Are these ‘past’ and ‘future’ things capable of effective action? Or not?—If they have that capacity, then they must be regarded as ‘present’, like other ‘present’ things.—If the ‘past’ and the ‘future’ are not regarded as ‘present’, then they must be devoid of all capacities,—just like the ‘sky-lotus’,—the ākāśa and other ‘non-produced’ (eternal) things are open to the same objection; hence these cannot serve to make our reason ‘inconclusive’,—in the case of all entities, their restricted capacity for effective action must be due to some cause; if it were without a cause, everything would be used for everything. In fact, the restricted capacity for effective action must be brought about by a cause; and there is no other characteristic feature of the ‘present’ thing.
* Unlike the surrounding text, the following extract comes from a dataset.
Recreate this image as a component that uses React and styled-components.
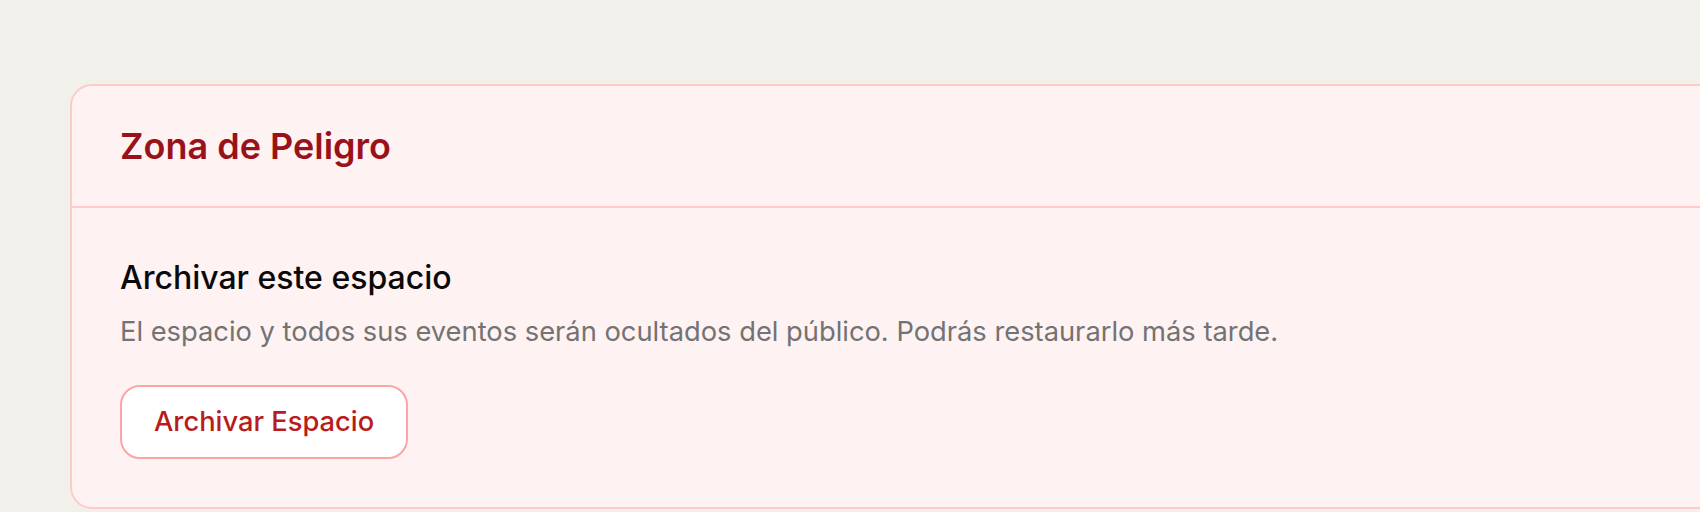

In the case of the ‘past’ and ‘future’ also, the said capacity is there fully complete, according to your view; wherefore then should not the character of the ‘present’ be attributed to them?—(1835-1840)


Kamalaśīla’s commentary (tattvasaṃgrahapañjikā):

Further, there are the two alternatives—these Past and Future things are capable of effective action—or not capable.—If they are capable, then, the capacity being there, the things must be regarded as ‘Present’,—like those things whose ‘present’ character is not disputed. The argument may be thus formulated—Things that are capable of effective action must be regarded as Present,—as those things whose ‘present’ character is not disputed,—and the Past and Future things are capable of effective action; hence there is this Reason based upon the nature of things, which provides the Reductio ad absurdum.—The Probans cannot be said to be ‘Inconclusive’; because the absence of the ‘Present’ character in the Past and Future things would imply the absence of all capacities,—just as in the ‘sky-lotus’,—The argument may be thus formulated:—Things that are not-‘Present’ are also not-efficient for any action,—e.g. the ‘sky-lotus’,—and the Past and Future things are not ‘Present’; hence there is perceived in them the absence of the wider character.

Nor can this argument be said to be ‘Inconclusive’, in view of the three ‘eternal verities’—Ākāśa, Pratisaṅkhyā-nirodha and Apratisaṅkhyā-nirodha,—which do not undergo modifications;—because these also are included under the Minor Term (Subject of the Syllogism).

Thus there is no ground for the Reason being regarded as ‘Inconclusive’ (or Doubtful).

Then again, the restricted capacity for effective action that there is in entities, must be admitted to be due to some cause; otherwise, if it were without cause, them there could be nothing to restrict it; and the capacity of things would, in that case, not be restricted (or limited); with the result that each and every thing would be utilised in bringing about each and every effect. Thus it cannot be right to restrict the efficiency of the eternal verities, Ākāśa and the rest. Consequently they do not supply the ground for regarding the Reason as ‘Inconclusive’.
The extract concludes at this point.